Titled New Castro, Same Cuba, the report by Human Rights Watch details a skein of cruel pressures on dissidents, relatives and friends that contradict initial hopes that Raúl Castro would be different.
``Castro inherited a system of abusive laws and institutions. . . . Rather than dismantle this repressive machinery, Raúl Castro has kept it firmly in place and fully active,'' said the report, unveiled Wednesday in Washington.
It noted some changes in tactics since Raúl Castro officially took power in early 2008: The growing use of short-term ``arbitrary detentions'' -- 532 reported in the first half of 2009 versus 325 in all of 2007 -- and at least 40 prosecutions for ``dangerousness,'' a charge less often used by Fidel Castro.
``But repression in Cuba under Raúl is not so different than it was under Fidel,'' the report's researcher and author, Nik Steinberg of Human Rights Watch's Americas section, told El Nuevo Herald. ``If you're a dissenter, your experience is still going to be abysmal.''
Although the report emphasized that ``there is no question the Cuban government bears full and exclusive responsibility for the abuses,'' it also proposed Washington lift the U.S. embargo and forge a multinational effort to improve human rights on the island.
Steinberg said Human Rights Watch undertook the inquiry because of the perception that the new Castro had improved the situation in Cuba, Cuba's warming relations with Europe and the effort to readmit it to the Organization of American States.
``We wanted to put on the table where Cuba stands on human rights,'' he said in a telephone interview from Washington.

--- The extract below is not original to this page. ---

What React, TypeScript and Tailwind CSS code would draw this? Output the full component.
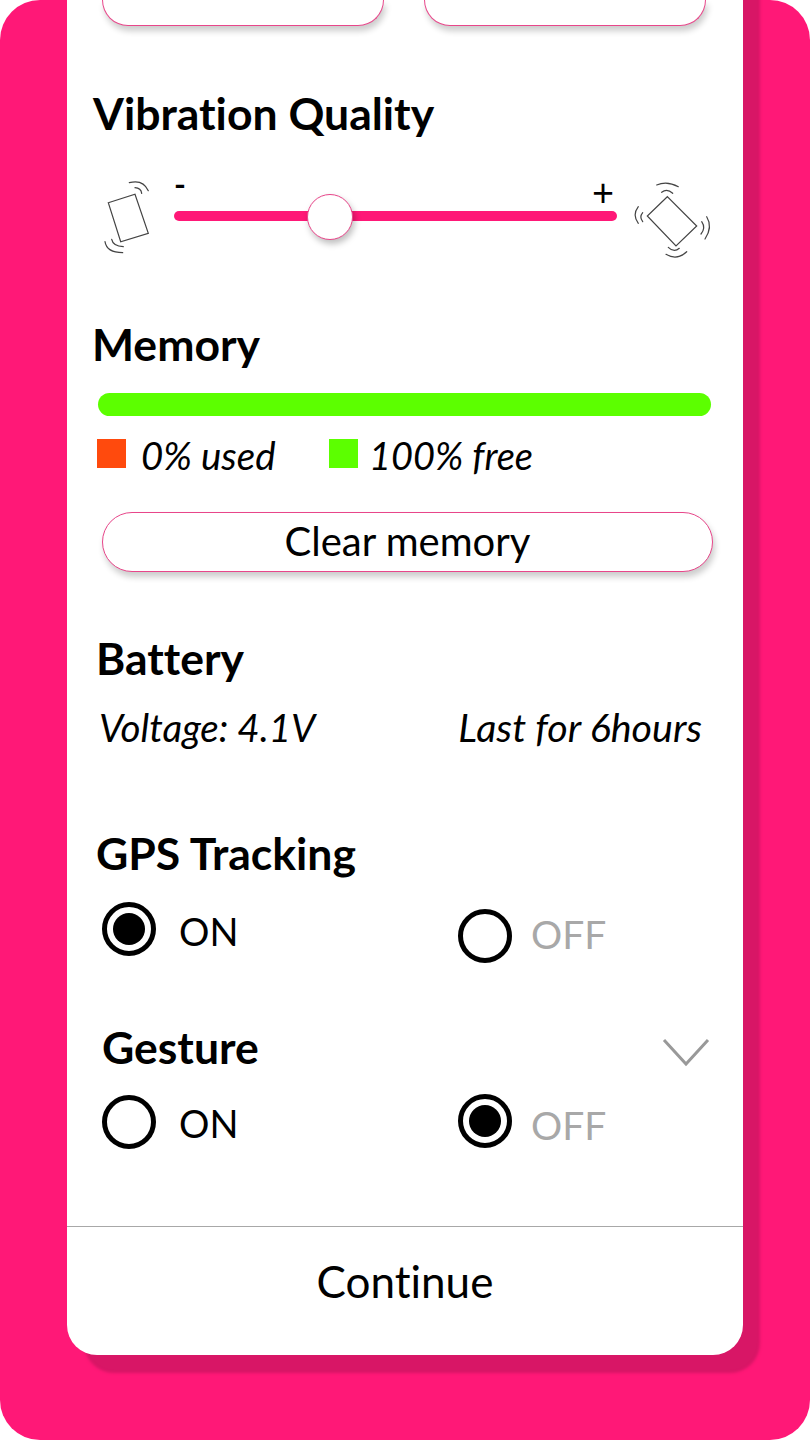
import React from "react";

function TiltPhone() {
  return (
    <svg width="48" height="76" viewBox="0 0 48 76" fill="none" stroke="#444" strokeWidth="1.2" strokeLinecap="round" className="shrink-0 overflow-visible">
      <path d="M4.300 21.700 L31 13.300 L44.300 52.300 L16.700 60.700 Z" />
      <path d="M25.300 1.700 Q39 -2 44.300 9.700" />
      <path d="M31 6.700 Q37 7 37.700 12.300" />
      <path d="M7.700 58.300 Q9 65 19.300 65.700" />
      <path d="M1 60.700 Q2.700 71.700 18.700 71.700" />
    </svg>
  );
}

function DiamondPhone() {
  return (
    <svg width="78" height="80" viewBox="0 0 78 80" fill="none" stroke="#444" strokeWidth="1.2" strokeLinecap="round" className="shrink-0 overflow-visible">
      <path d="M33.300 15.700 L13.300 35 L42 65 L62.700 45 Z" />
      <path d="M22.700 4 Q33 -0.500 44.300 5.700" />
      <path d="M27.700 11.300 Q33 7 38.700 12.300" />
      <path d="M4.300 25.700 Q-2 34 4.300 42.300" />
      <path d="M8.700 31.700 Q5 36 8.700 40.700" />
      <path d="M67.700 40.700 Q72 47 67 53" />
      <path d="M72.700 35.700 Q79 46 71 58" />
      <path d="M34.300 66.300 Q40 72 45.300 67.300" />
      <path d="M32 73.300 Q43 80 52.700 70.700" />
    </svg>
  );
}

function Radio({ on }: { on: boolean }) {
  return (
    <span className="w-[54px] h-[54px] rounded-full border-[5px] border-black flex items-center justify-center shrink-0">
      {on && <span className="w-[32px] h-[32px] rounded-full bg-black" />}
    </span>
  );
}

function Option({ on, label, muted, labelClass }: { on: boolean; label: string; muted?: boolean; labelClass?: string }) {
  return (
    <div className="flex items-center">
      <Radio on={on} />
      <span className={`leading-none ${muted ? "ml-[19px] text-[39px] text-[#a8a8a8]" : "ml-[23px] text-[38px] text-black"} ${labelClass ?? ""}`}>{label}</span>
    </div>
  );
}

const btnShadow = "bg-white border border-[#e8468a] shadow-[2px_5px_6px_rgba(0,0,0,0.2)]";
const heading = "text-[44.5px] leading-[52px] font-bold";

export default function App() {
  return (
    <div className="w-[810px] h-[1440px] bg-white font-['Lato',sans-serif] text-black [font-variant-ligatures:none]">
      <div className="w-full h-full rounded-[40px] bg-[#ff1877] overflow-hidden pl-[67px]">
        <div className="-mt-[40px] w-[676px] h-[1395px] pt-[40px] bg-white rounded-b-[30px] shadow-[17px_18px_3px_#d81666] flex flex-col">
          <div className="flex gap-[40px] pl-[35px] h-[26px]">
            <div className={`w-[282px] h-[26px] border-t-0 rounded-b-[36px] ${btnShadow}`} />
            <div className={`w-[282px] h-[26px] border-t-0 rounded-b-[36px] ${btnShadow}`} />
          </div>

          <h2 className={`mt-[61px] ml-[26px] ${heading}`}>Vibration Quality</h2>

          <div className="mt-[41px] ml-[37px] flex h-[80px] items-start">
            <div className="mt-[1px]"><TiltPhone /></div>
            <div className="ml-[22px] w-[443px] shrink-0 relative h-[80px]">
              <span className="absolute left-0 top-[-14px] text-[32px] leading-[36px] font-bold">-</span>
              <span className="absolute right-[3px] top-[-9px] text-[38px] leading-[40px]">+</span>
              <div className="absolute left-0 right-0 top-[31px] h-[10px] rounded-full bg-[#ff1877]" />
              <div className="absolute left-[133px] top-[14px] w-[46px] h-[46px] rounded-full bg-white border border-[#e8468a] shadow-[2px_4px_6px_rgba(0,0,0,0.25)]" />
            </div>
            <div className="ml-[17px] mt-[1px]"><DiamondPhone /></div>
          </div>

          <h2 className={`mt-[58px] ml-[25px] ${heading}`}>Memory</h2>

          <div className="mt-[23px] ml-[31px] w-[613px] h-[23px] rounded-full bg-[#5cff00]" />
          <div className="mt-[17px] ml-[30px] flex items-center h-[44px]">
            <span className="w-[29px] h-[29px] bg-[#ff4a0d] -translate-y-[2px]" />
            <span className="ml-[15px] w-[188px] text-[38.5px] italic leading-none">0% used</span>
            <span className="w-[29px] h-[29px] bg-[#5cff00] -translate-y-[2px]" />
            <span className="ml-[11px] text-[38px] italic leading-none">100% free</span>
          </div>

          <div className={`mt-[35px] ml-[35px] w-[611px] h-[60px] pb-[3px] rounded-full flex items-center justify-center text-[40px] leading-none ${btnShadow}`}>
            Clear memory
          </div>

          <h2 className={`mt-[60px] ml-[29px] ${heading}`}>Battery</h2>
          <div className="mt-[20px] ml-[32px] w-[603px] flex justify-between items-center text-[38.5px] italic leading-[46px]">
            <span>Voltage: 4.1V</span>
            <span className="text-[39.4px]">Last for 6hours</span>
          </div>

          <h2 className={`mt-[77px] ml-[29px] ${heading}`}>GPS Tracking</h2>
          <div className="mt-[23px] ml-[35px] flex items-start h-[62px]">
            <div className="w-[356px]"><Option on label="ON" labelClass="translate-y-[2px]" /></div>
            <div className="mt-[7px]"><Option on={false} label="OFF" muted labelClass="-translate-y-[2px]" /></div>
          </div>

          <div className="mt-[57px] ml-[35px] w-[609px] flex justify-between items-center h-[52px]">
            <h2 className={heading}>Gesture</h2>
            <svg width="50" height="32" viewBox="0 0 50 32" fill="none" stroke="#999" strokeWidth="3" className="mt-[12px]">
              <path d="M3 3 L25 27 L47 3" />
            </svg>
          </div>
          <div className="mt-[22px] ml-[35px] flex items-start">
            <div className="w-[356px]"><Option on={false} label="ON" labelClass="translate-y-[1px]" /></div>
            <div className="-mt-[1px]"><Option on label="OFF" muted labelClass="translate-y-[4px]" /></div>
          </div>

          <div className="mt-auto h-[129px] pb-[20px] border-t border-[#a8a8a8] flex items-center justify-center text-[44px] leading-none">
            Continue
          </div>
        </div>
      </div>
    </div>
  );
}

Cuba has long justified its repression of dissidents as a necessary protection from U.S. hostility. ``However, in the scores of cases . . . examined for this report, this argument falls flat,'' the 120-page document noted.
Steinberg, who spent two weeks in Cuba this summer doing interviews in seven of the island's 14 provinces, worked in secret because the Havana government did not reply to Human Rights Watch requests for meetings to discuss the human rights situation.
In its most bleak chapter, titled ``State of Fear,'' the report details grimly how the repression has created a profound ``climate of fear'' that has led mothers, brothers and lovers to cut contacts with dissidents.
``Fear is a central part of the Cuban government's strategy of isolation, which pressures friends and family members to sever ties with dissidents,'' the report noted. ``This isolation, together with other forms of harassment, takes a significant emotional and psychological toll and . . . may lead to depression or lasting psychological problems.''
It quoted human rights advocate Roberto Marrero la Rosa as reporting that his daughter-in-law was told by government officials that if she wanted to keep her job in a prosecutor's office, she would have to divorce her husband and put their child up for adoption. When she refused, she was fired.
Enyor Díaz Allen, a dissident in Guantánamo, reported his mother cut off contacts with him because of police pressures, and former political prisoner Digzan Saavedra Prat reported his brother stopped talking to him after being threatened with the loss of his job.